The degree to which Chicagoans accept corruption as the sine qua non of efficient government was evidenced by long-time Chicago political handler, Don Rose, when he told the Associated Press, Blagojevich’s “got to be completely off his rocker to be talking like that at a time when he knows the feds are looking at him.” In other words, the crime is in “talking like that,” NOT in the deed itself.
This would all be simply hilarious, if the implications for public policy were not so serious. Just like Bill and Hillary Clinton’s sexual, financial, and legal misadventures back in Arkansas, and Jimmy Carter’s uncontrollable brother Billy back in Georgia, the insidious corruption back in Illinois is the crazy Uncle in the otherwise pristine Obama closet.
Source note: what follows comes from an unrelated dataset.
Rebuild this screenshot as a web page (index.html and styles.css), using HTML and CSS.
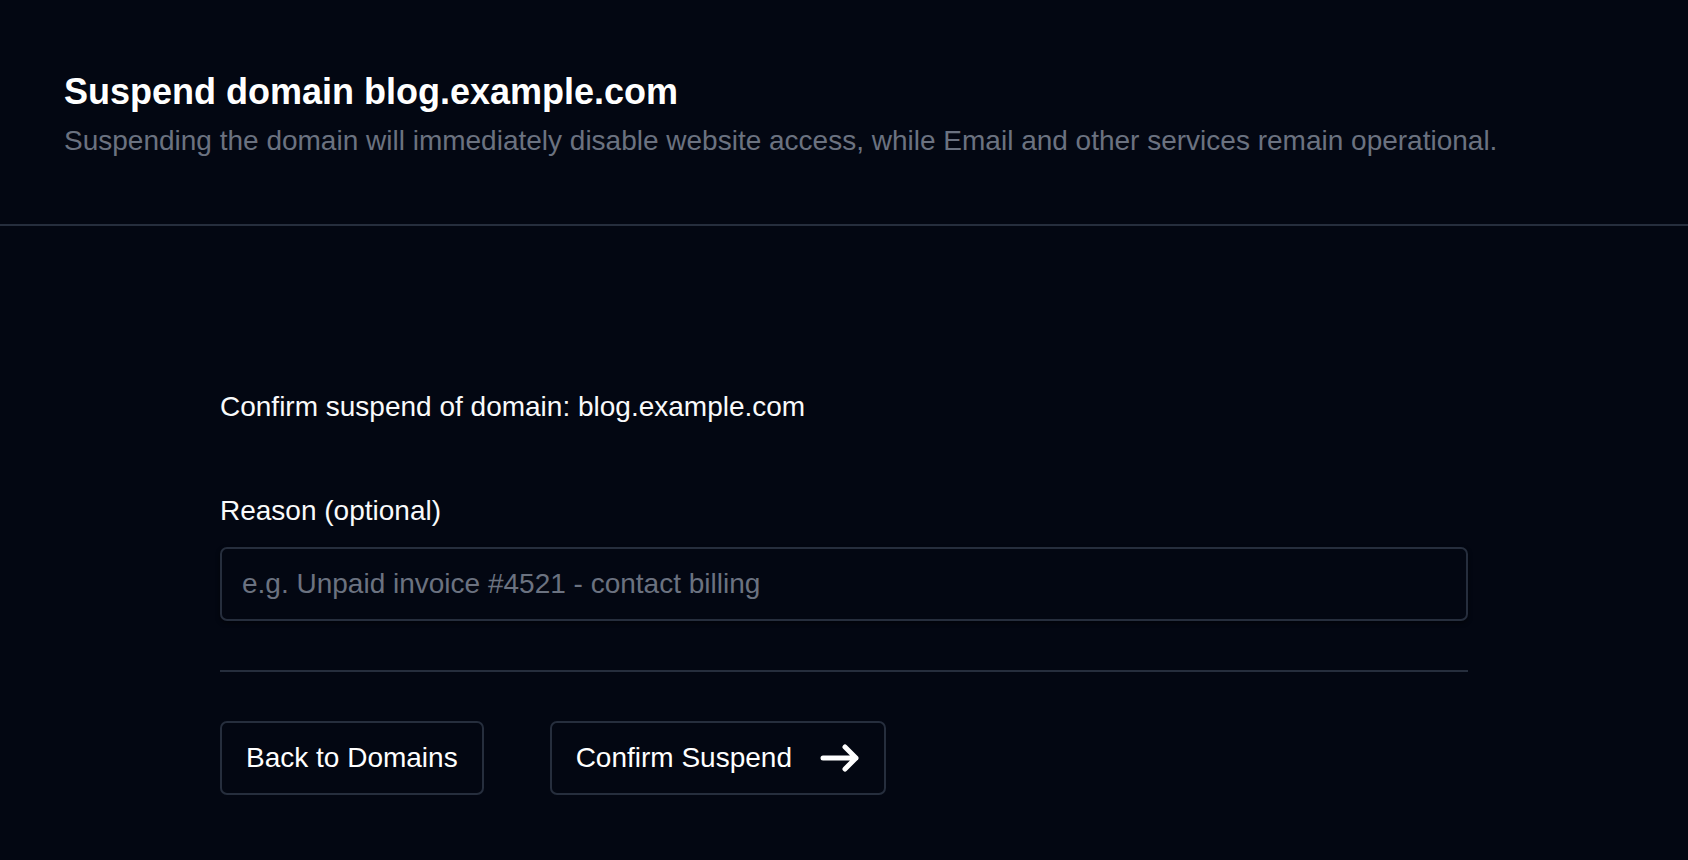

The President-elect strives to be politically clean, but, as he knows, making political sausage is, despite his desire to sanitize the process, a dirty business. No doubt this is a reason Obama backed Blagojevich for reelection in 2006 (despite the cloud of corruption, and federal investigations, already hanging over the Governor’s head) as well as Ritchie Daley for reelection in 2007 (despite the Mayor's Hired Truck Program scandal and a federal investigation into his administration’s employment practices, which led to the conviction of Daley patronage chief, Robert Sorich, on mail fraud charges).
Still, as with all the other guilt-by-association salvos thrown Obama’s way, his occasional dealings with, and backing of, Governor Blagojevich will probably not amount to a hill of beans. However, it does give particular resonance to Obama’s pledge to clean up Washington. Mr. Obama is the child of a corrupt political apparatus. Perhaps it takes a new kind of Machine player to reform American politics once and for all. The state of our environment, our economy, and our standing in the world all hang on the answer.